Doing Theology – February 2018 “Tabletalk”

TT-Feb-2018The February 2018 Tabletalk is out, with this month’s issue being devoted to a favorite subject of its founder, Dr. R. C. Sproul. That subject is “Doing Theology,” and Sproul is referenced often in this issue, in particular, his book Everyone’s a Theologian.

Editor Burk Parsons introduces the issue  and its theme with his article “Doers, Not Hearers Only.” This is part of that introduction:

Doing theology means studying Scripture and studying the words of our faithful forefathers who faithfully studied Scripture. It means studying the historic creeds and confessions of the church, which serve as helpful summaries and explanations of what Scripture teaches. It means studying not only books on systematic theology but also biblical commentaries, as well as books on hermeneutics (the method of interpreting Scripture), church history, historical theology, and even Christian living (how to apply theology in all of life), for theology rightly understood is theology rightly applied in life. It also means studying theology as we sit under the ministry of the Word in our local churches, week in and week out, through worship, song, and the sacraments. For when we study theology, we are studying God, that we might rightly know, love, worship, and proclaim the triune God of Scripture, not the god of our own making.

The first featured article on the theme of the issue is “How Not to Do Theology” by associate editor Robert Rothwell. In the course of his article he distinguishes between solo Scriptura and sola Scriptura (notice the single vowel difference in the two solas):

To fail to recognize that we are actually doing theology all the time and especially when reading the Bible is one aspect of what it means to practice solo Scriptura. In essence, we may define solo Scriptura as the belief that we do not need the assistance of the church, the creeds, and teachers throughout history in order to rightly understand the Bible. The practitioner of solo Scriptura thinks that he is not bringing any preconceived notions to his study of the Bible. He believes that simply studying the Word of God on his own is sufficient to guide him into all truth.

Sola Scriptura, on the other hand, says that while the Bible is the only infallible authority for the church, believers actually need the help of subordinate, fallible authorities to understand divine revelation rightly. Creeds, theologians from the present and past, and one’s local church all provide useful guidance in understanding the Word of God. They provide a way for us to measure the accuracy of our private interpretations of Scripture. Christ has promised to be with His church and to guide His corporate people in the understanding of His truth (Matt. 28:20; Eph. 4:11–13). Among other things, that means that He does not speak in a code that only a few can understand, and He does not grant insight to us as individuals that He fails to give to other people. If we think we have discovered something new in Scripture, it is probably not true, and it is probably not a new error either.

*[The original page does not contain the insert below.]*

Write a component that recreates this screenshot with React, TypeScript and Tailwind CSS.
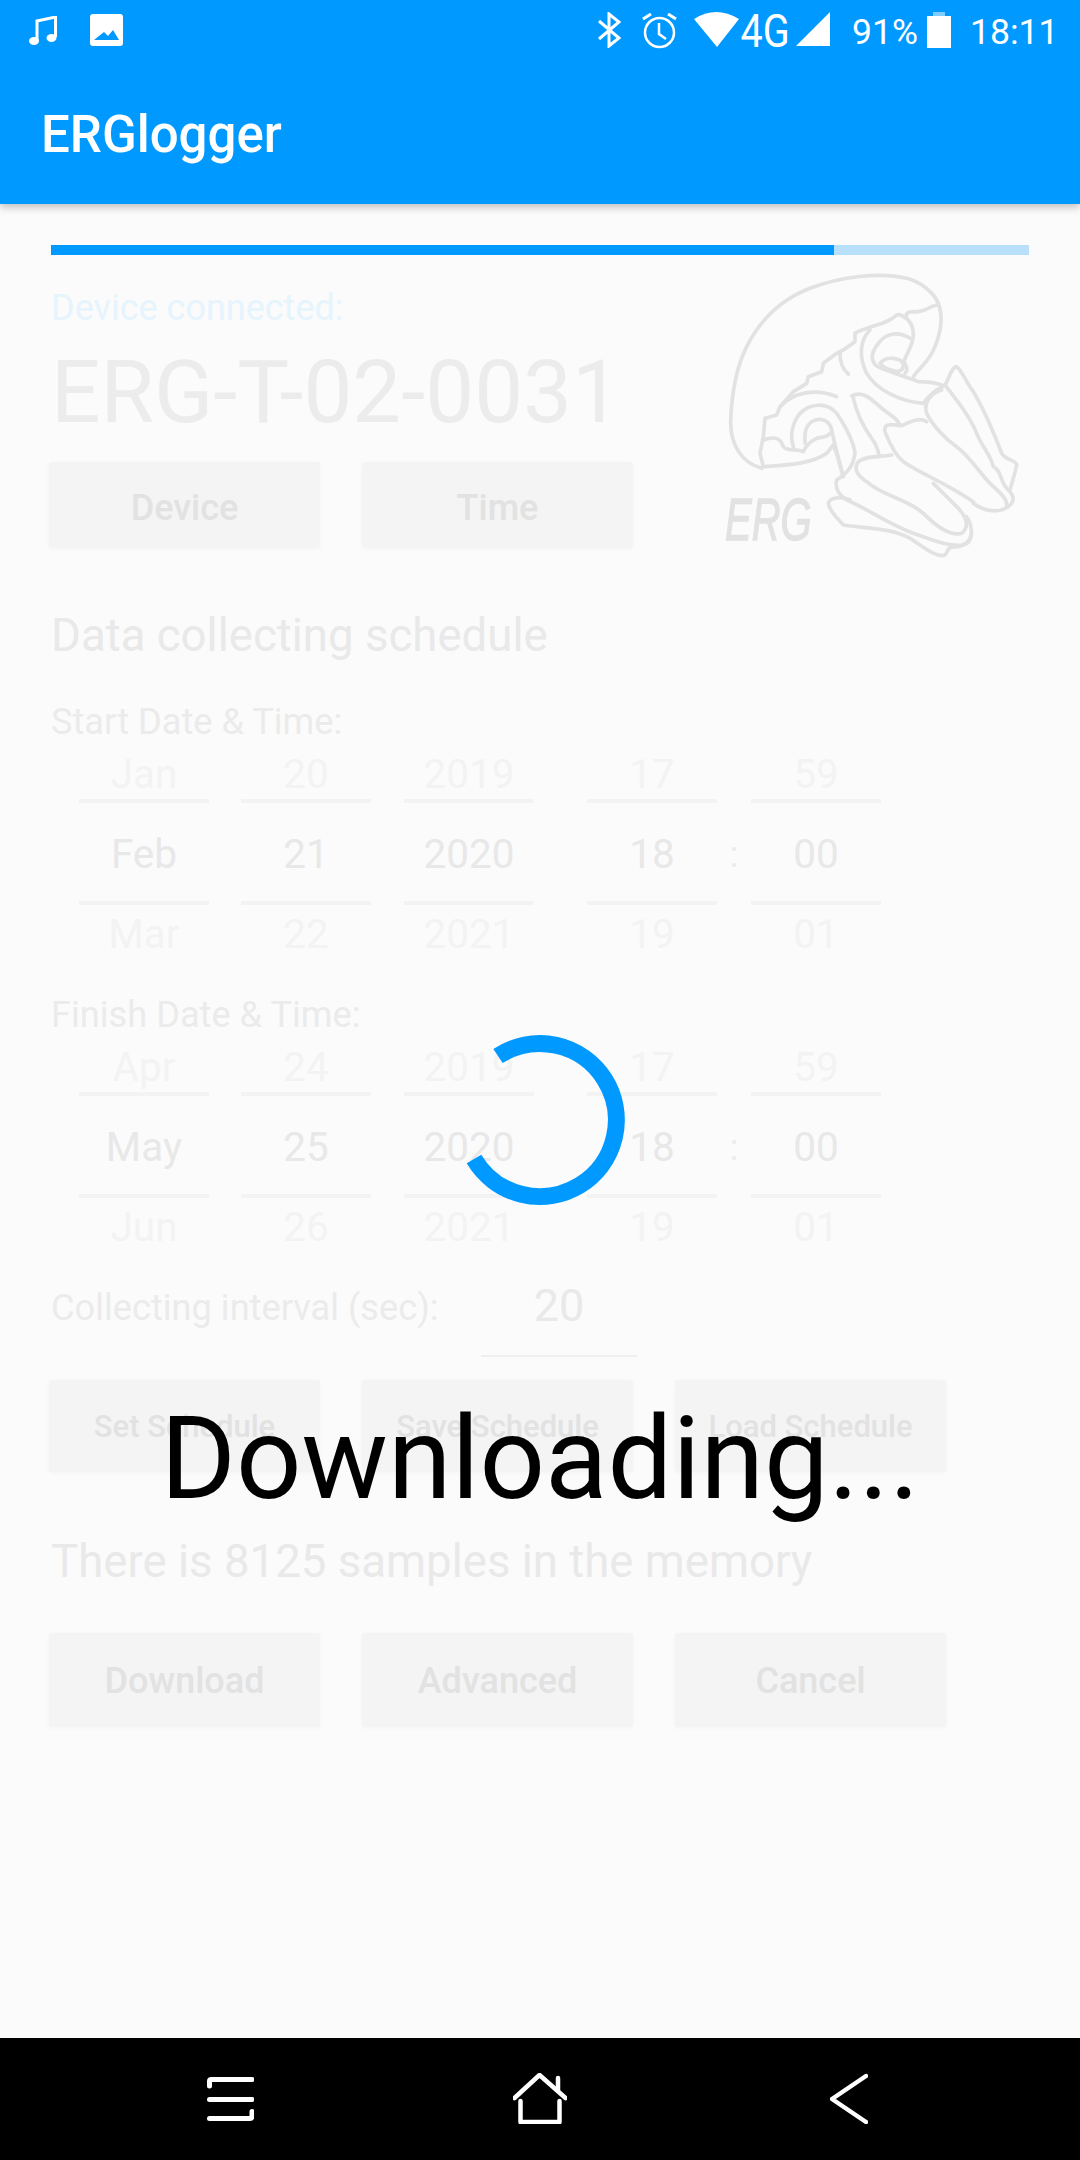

As Protestants, we have to think carefully about the right of private interpretation and how we as individuals relate to the wisdom of the church. The story of the Reformation is sometimes told as a story of rugged individualism, of individuals who came to independent conclusions and who resisted error because they had the courage to stand for the truth when no one else would. Certainly, many of the Reformers reached points at which they felt as if no one was standing with them, but they also recognized that they were, in fact, not really teaching anything new. Martin Luther advocated for justification by faith alone and for Scripture as our only infallible authority, but others came to the same conclusions as he did independent of his work even though Luther’s personality shaped the Reformation decisively. And Luther and others came to these conclusions by recognizing that the final authority of Scripture does not mean other subordinate authorities have nothing to teach us. In fact, one of their criticisms of the Roman Catholic Church was that it is not catholic—universal—or ancient enough. The Reformers appealed to the church fathers, medieval theologians, and earlier creeds to show that it was the papacy that had struck out on its own, not the Reformers.

So are you a theologian? Indeed you (we) are! The question is, What kind of theologian are you and am I? Are we theologians whose foundation is the holy Scriptures, God’s only source of authoritative and infallible teaching? And are we theologians in the context of a church that holds to this inspired and infallible authority?

Of course, we also “do theology” in accordance with the historic creeds of Christ’s church. There’s an article on that too in this issue! So, we will also consider that aspect of our theology later this month.

For now, let’s get busy with our theology by reading and studying God’s holy Word!